Pace, who is in the Montana Western Athletic Hall of Fame, was not happy when his team stood and gawked at the Eagles warming up. It was the first time they played, and the Rosebud coach was fuming. Interviewed from his Boulder home many years later, Pace smiled and shared colorful memories.
Of course, losing to the cackling Busby Eagles didn’t help his frustration. Especially if they were snickering jokes in Cheyenne.
Pace made note of his unfocused team. By gosh, the next time they played, it would be different.
For their next Busby game, Pace emphasized in the locker room: “And whatever you do, don’t gawk at them when they warm up!”
The Wranglers agreed. They would focus on the upcoming game. They would concentrate on their own warmup drills. They conducted their team cheer and promptly disappeared into the gymnasium.
Moments later, Pace entered the arena.
His team, standing, watching Busby warming up.

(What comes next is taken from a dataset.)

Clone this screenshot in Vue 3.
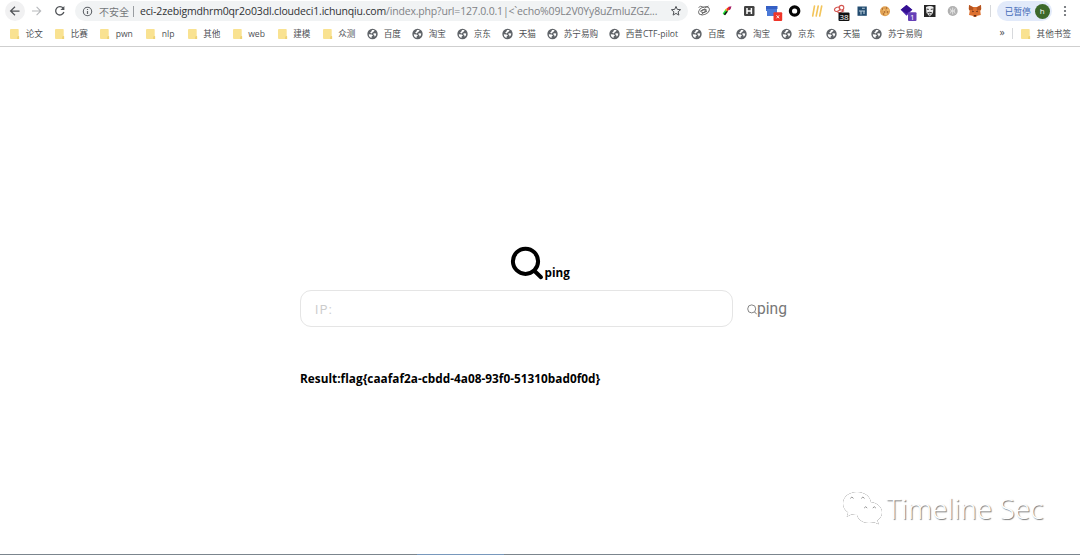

“They pressed and ran and man, they had fun,” remembered Pace.
Busby guard Jacob Tall Bull said it was a UCLA invention: “We trapped the ball in the corner.”
Every Eagle was cut from the same cloth. They were sprinting and jumping whitetails. Every ballplayer could dribble and shoot.
Offensively, “They could all handle the ball,” said Pace. “Good athletes.”
“Every one of them could bring the ball up,” remembered Darrell Longfox, a fan from Fort Belknap.
Nailing a backboard to an outhouse
Busby, Montana, on U.S. Highway 212, Custer’s death road, and just south of Rosebud Creek. The U.S. 7th Cavalry camped here in 1876, the night before crossing over the next divide to the west the Valley of the Little Big Horn.
When Moke was a youngster in Busby, his grandfather nailed a coffee can to the wall so his grandson could shoot rolled up socks into it.
Later it was Busby’s White River Cheyenne Mennonite Church minister, Willis Busenitz, who nailed a backboard and rim to an outhouse on the church grounds for a junior high student named Melbert Eaglefeathers.
“Moke shot baskets for hours,” recalled Busenitz, years later.